To the great woes of the residents living near the 19 canals, many of the dead and dysfunctional water channels still remain choked with garbage. They include Jatrabari's Devdolaikhal and Sutikhola canal, as well as the Roopnagar canal and the Kalshi canal adjacent to the Journalists' Colony at Mirpur. The canals apart, WASA runs deep concrete drains with a length of 385 kilometres and 10 kms of box-culverts. Besides, the length of the canals under its supervision comes to 80 kilometres. Dhaka WASA also runs pump stations for release of rainwater.

A section of urban experts have opposed from the start the construction of the WASA box-culverts. They cited the difficulty in keeping these drains free of garbage. Dhaka WASA has a grand plan to build a network of storm-water drainage system for the city. As has been seen lately, just one-third of the 360-square kilometre WASA service area is covered by this drainage.

The two city corporations are said to be hamstrung by fund shortages. But they are burdened with a number of critical responsibilities. There are drains having a length of over 2000km under the two corporations. They include underground pipeline for water flushing with a length of about 1,200km. Of the total length, 500km operates under DSCC, with the rest run by DNCC. Both the corporations have in place 18km of surface drains.

The woes of Dhaka linked to the disappearance of its around 60 canals that had covered the whole city for four decades up to the 1960s began in that period. Re-excavated by the British government-appointed town planner Prof Patrick Geddes in 1917 as part of the first Master Plan for Dhaka, the canals had greatly helped in the flow of the city's floodwater into its surrounding rivers. Prof Geddes dug a number of new canals; all of them had later proved integral to the city's landscape for a long time. Unlike many South Asian cities, Dhaka remained a flood-free urban centre in the pre- and post-British period. Its canals played a great role in keeping Dhaka free of the ordeals of water-logging also.

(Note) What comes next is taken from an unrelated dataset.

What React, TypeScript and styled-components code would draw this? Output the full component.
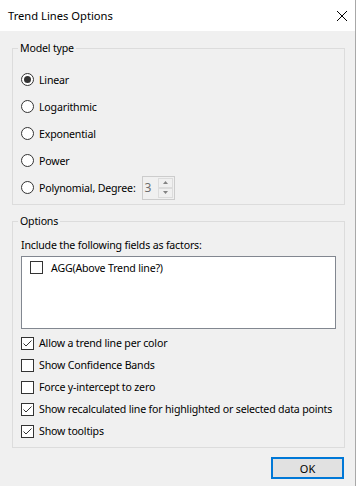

As being viewed by today's urban development experts, a nightmarish twilight swooped down on Dhaka the day the first basket of garbage or earth was emptied into one of its still-magnificent canals. The latter-day phase of a Dhaka submerged with monsoon rainwater had literally begun with that ominous basket.

Although there have been endless talks about restoring the canals to their early glory and operational capability, it emerges as a herculean task. With some of them lost to powerful encroachers for good, putting into operation Dhaka's proverbial canals had better be consigned to the recess of absurdity. Bluntly speaking, it's a pipedream. What might emerge as fully pragmatic is coordination between the agencies engaged in the grand project of freeing the capital of water-logging.

Moreover, time-befitting and advanced work methods coupled with a vision on the part of policymakers should also be brought into focus. One should keep in mind that Dhaka is expanding fast. And with the process continuing, the ferocity of water-logging in the city is set to turn unwieldy.